Fiscalização de obras é feita por três funcionários
Com entrada pelo Portão Vermelho (Estrada da Gávea 306), área de preservação permanente, um edifício já chegou ao sétimo andar e está parcialmente ocupado. Num prédio logo abaixo, esta semana operários faziam laje no quarto pavimento. Mais abaixo, o edifício em cujo térreo funciona o Bobs tem nove andares (incluindo duas coberturas). Perto dali, num beco da Rua Dois, um imóvel também com nove pavimentos se destaca.
Em reunião terça-feira com representantes de associações de moradores, do Ministério Público e do Sindicato da Indústria da Construção Civil do Rio (Sinduscon-RJ), na qual foi apresentado o programa Rocinha Legal, a coordenadora de Regularização Urbanística da Secretaria de Urbanismo, Tânia Castro, revelou a precariedade da fiscalização na favela. Um funcionário da secretaria é encarregado de fiscalizar diariamente as construções. Num único dia da semana, outros dois servidores da prefeitura se juntam a ele no Posto de Orientação Técnica (POT) da comunidade.
— A Rocinha é um megaproblema. Tem de haver um compromisso da cidade toda para que se possa resolvê-lo — disse Tânia.
Para o presidente da Associação de Moradores do Bairro Barcelos (Rocinha), Sebastião José Filho, as funcionários da prefeitura que trabalham no POT quase nada podem fazer:
— É uma covardia o que a prefeitura faz com esse pessoal. Eles são muito poucos para atuar numa comunidade do tamanho da Rocinha.
Luiz Fernando Penna, diretor da Associação de Moradores do Alto Gávea, concorda:
— A prefeitura precisaria ter pelo menos 20 fiscais na Rocinha.
Segundo o promotor Carlos Frederico Saturnino, da Primeira Promotoria de Justiça de Tutela Coletiva/Meio Ambiente, o número pequeno de funcionários no POT da Rocinha mostra que conter o crescimento da favela não é prioridade da atual administração:
— A fiscalização teria de ser permanente, feita por mais funcionários e com monitoramento por fotografias de satélite — afirmou o promotor, lembrando que o Ministério Público aguarda decisão do Judiciário sobre ação contra 14 proprietários e vendedores de lotes no Portão Vermelho, que pede a demolição de dez construções.
O presidente da Comissão de Assuntos Urbanos da Câmara de Vereadores, Luiz Antônio Guaraná, ressaltou que o problema da fiscalização de obras na Rocinha não depende só de funcionários:
— É impossível fiscalizar se não se tem uma legislação.
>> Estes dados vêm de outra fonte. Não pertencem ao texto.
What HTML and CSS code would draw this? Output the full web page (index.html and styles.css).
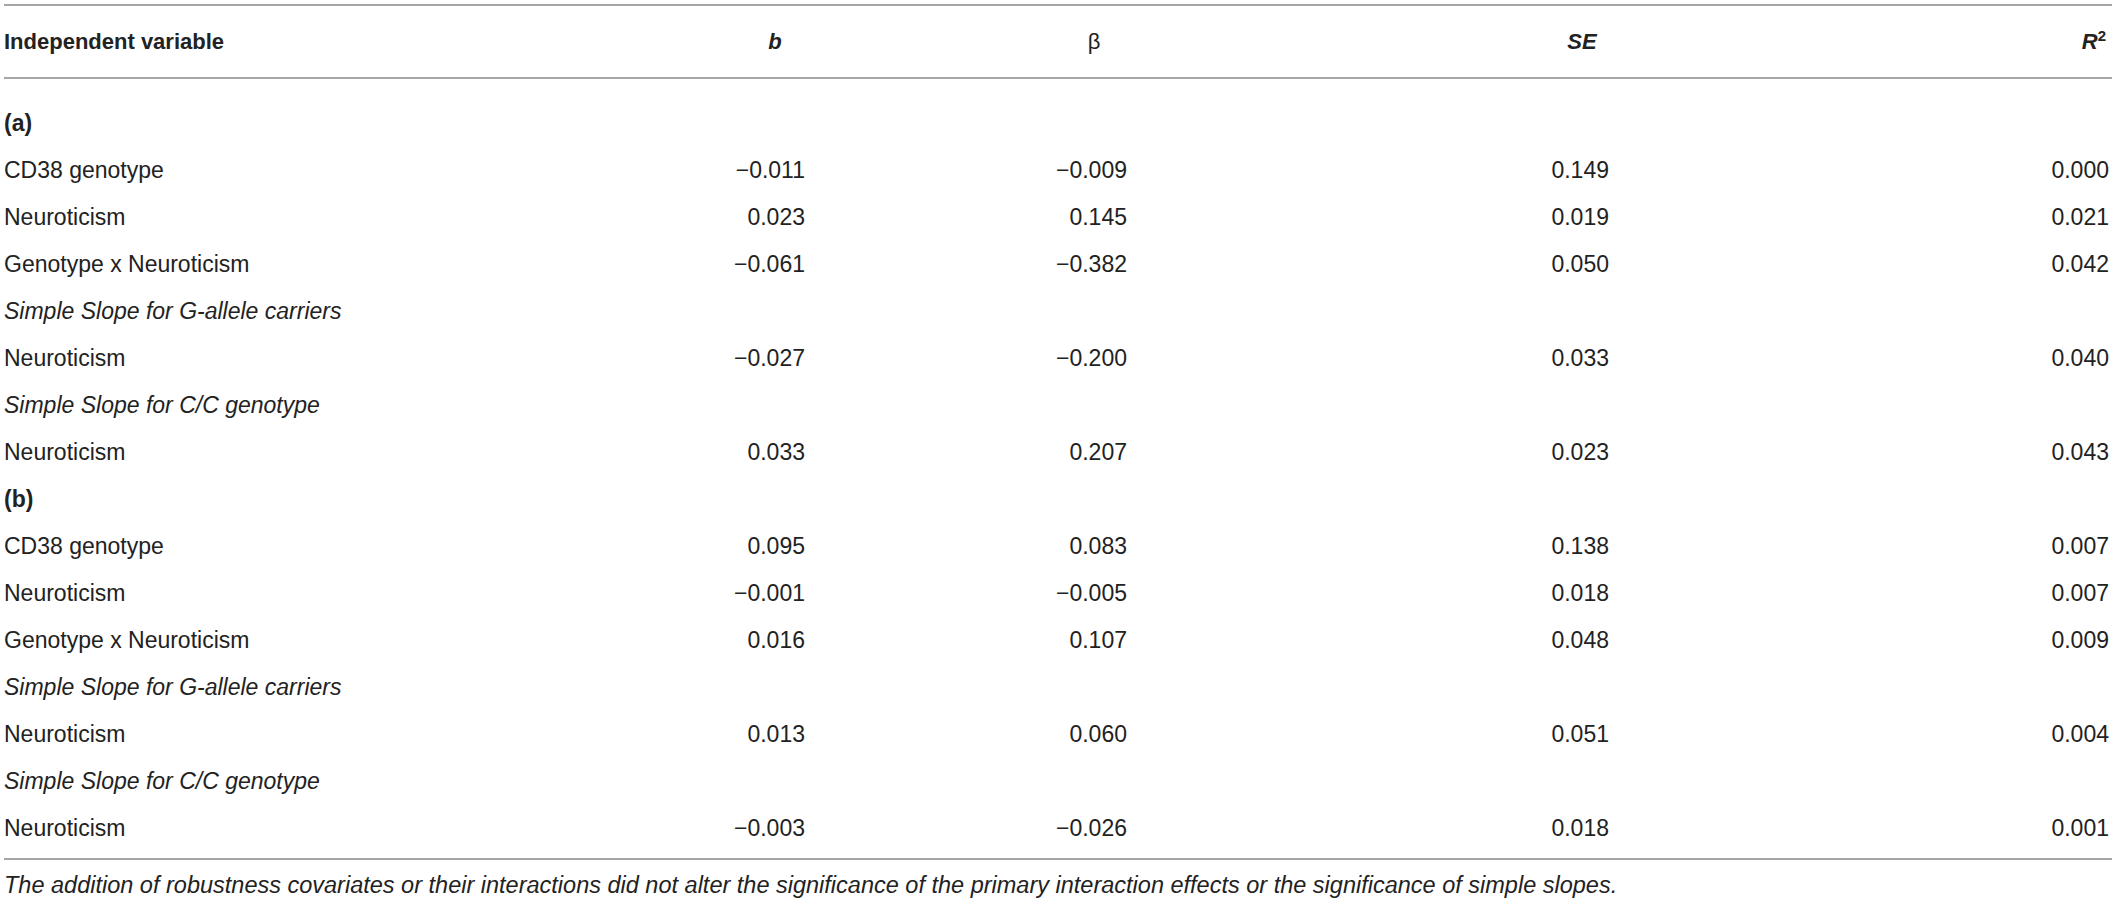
FILE: index.html
```html
<!DOCTYPE html>
<html lang="en">
<head>
    <meta charset="UTF-8">
    <title>Regression table</title>
    <link rel="stylesheet" href="styles.css">
</head>
<body>

<div class="wrap">
    <table class="results">
        <colgroup>
            <col class="c-var">
            <col class="c-b">
            <col class="c-beta">
            <col class="c-se">
            <col class="c-r2">
        </colgroup>
        <thead>
            <tr>
                <th class="label">Independent variable</th>
                <th><em>b</em></th>
                <th class="beta">&beta;</th>
                <th><em>SE</em></th>
                <th class="last"><em>R</em><sup>2</sup></th>
            </tr>
        </thead>
        <tbody>
            <tr class="group"><td colspan="5"><strong>(a)</strong></td></tr>
            <tr><td>CD38 genotype</td><td class="n b">&minus;0.011</td><td class="n beta">&minus;0.009</td><td class="n se">0.149</td><td class="n r2">0.000</td></tr>
            <tr><td>Neuroticism</td><td class="n b">0.023</td><td class="n beta">0.145</td><td class="n se">0.019</td><td class="n r2">0.021</td></tr>
            <tr><td>Genotype x Neuroticism</td><td class="n b">&minus;0.061</td><td class="n beta">&minus;0.382</td><td class="n se">0.050</td><td class="n r2">0.042</td></tr>
            <tr><td colspan="5"><em>Simple Slope for G-allele carriers</em></td></tr>
            <tr><td>Neuroticism</td><td class="n b">&minus;0.027</td><td class="n beta">&minus;0.200</td><td class="n se">0.033</td><td class="n r2">0.040</td></tr>
            <tr><td colspan="5"><em>Simple Slope for C/C genotype</em></td></tr>
            <tr><td>Neuroticism</td><td class="n b">0.033</td><td class="n beta">0.207</td><td class="n se">0.023</td><td class="n r2">0.043</td></tr>
            <tr><td colspan="5"><strong>(b)</strong></td></tr>
            <tr><td>CD38 genotype</td><td class="n b">0.095</td><td class="n beta">0.083</td><td class="n se">0.138</td><td class="n r2">0.007</td></tr>
            <tr><td>Neuroticism</td><td class="n b">&minus;0.001</td><td class="n beta">&minus;0.005</td><td class="n se">0.018</td><td class="n r2">0.007</td></tr>
            <tr><td>Genotype x Neuroticism</td><td class="n b">0.016</td><td class="n beta">0.107</td><td class="n se">0.048</td><td class="n r2">0.009</td></tr>
            <tr><td colspan="5"><em>Simple Slope for G-allele carriers</em></td></tr>
            <tr><td>Neuroticism</td><td class="n b">0.013</td><td class="n beta">0.060</td><td class="n se">0.051</td><td class="n r2">0.004</td></tr>
            <tr><td colspan="5"><em>Simple Slope for C/C genotype</em></td></tr>
            <tr class="end"><td>Neuroticism</td><td class="n b">&minus;0.003</td><td class="n beta">&minus;0.026</td><td class="n se">0.018</td><td class="n r2">0.001</td></tr>
        </tbody>
    </table>

    <p class="note">The addition of robustness covariates or their interactions did not alter the significance of the primary interaction effects or the significance of simple slopes.</p>
</div>

</body>
</html>
```

FILE: styles.css
```css
body {
    margin: 0;
    padding: 0;
    background: #fff;
    font-family: "Liberation Sans", Arial, sans-serif;
    color: #222;
}
.wrap {
    width: 2108px;
    margin: 4px 0 0 4px;
}
.results {
    width: 2108px;
    table-layout: fixed;
    border-collapse: collapse;
    font-size: 23px;
}
.c-var { width: 596px; }
.c-b { width: 350px; }
.c-beta { width: 288px; }
.c-se { width: 688px; }
.c-r2 { width: 186px; }

.results thead tr {
    border-top: 2px solid #a6a6a6;
    border-bottom: 2px solid #a6a6a6;
}
.results th {
    height: 71px;
    padding: 0;
    font-size: 22px;
    font-weight: bold;
    text-align: center;
    vertical-align: middle;
}
.results th.label {
    text-align: left;
}
.results th.beta {
    font-weight: normal;
}
.results th.last {
    text-align: right;
    padding-right: 6px;
}
.results th sup {
    font-size: 15px;
    line-height: 0;
}
.results td {
    height: 47px;
    padding: 0;
    line-height: 47px;
    white-space: nowrap;
    vertical-align: middle;
}
.results tbody tr:first-child td {
    padding-top: 21px;
}
.results tbody tr.end td {
    padding-bottom: 6px;
}
.results tbody tr.end {
    border-bottom: 2px solid #a6a6a6;
}
.results td.n {
    text-align: right;
}
.results td.b { padding-right: 145px; }
.results td.beta { padding-right: 111px; }
.results td.se { padding-right: 317px; }
.results td.r2 { padding-right: 3px; }

.note {
    margin: 0;
    padding-top: 10px;
    font-size: 23.5px;
    font-style: italic;
    line-height: 30px;
}
```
Hoje, tudo é ilegal na Rocinha.
Roberto Kauffmann, presidente do Sinduscon-Rj, também comentou o assunto:
— Para conter o crescimento da Rocinha e de outras favelas, é preciso haver parceria entre os governos municipal, estadual e federal. A prefeitura tem de atuar junto, por exemplo, com a Secretaria estadual de Meio Ambiente e o Ibama. Em paralelo, tem de ser regulamentada a lei que cria o Sistema Nacional de Habitação de Interesse Social, para facilitar as construções para a baixa renda.

MP envia pedido de remoção
Os promotores Rosani da Cunha Gomes e Carlos Frederico Saturnino, titulares da Segunda e da Primeira Promotoria de Justiça de Tutela Coletiva/Meio Ambiente, enviaram ontem recomendação ao prefeito Cesar Maia, fixando prazo de 20 dias para que ele apresente um projeto de remoção de 14 favelas, entre elas Vila Parque da Cidade (Gávea), Grotão (Jardim Botânico) e Mata Machado (Alto da Boa Vista).
As favelas foram escolhidas pelo Ministério Público (MP) como prioritárias para a desocupação, por causa da velocidade do seu crescimento e por estarem em lugares de preservação permanente e de risco de desabamento e inundações. Segundo os promotores, a prefeitura não precisa alterar a Lei Orgânica para remover essas comunidades.
Saturnino afirmou que o objetivo da recomendação encaminhada à prefeitura é a assinatura de um termo de compromisso, mas admitiu que as possibilidades são reduzidas. Segundo ele, por orientação da Procuradoria Geral do município, a assinatura de acordos com o MP está proibida, o que dificulta a atuação do órgão:
--- Infelizmente, desde 2001, o município não celebra mais termos de ajustamento de conduta ambientais com o Ministério Público.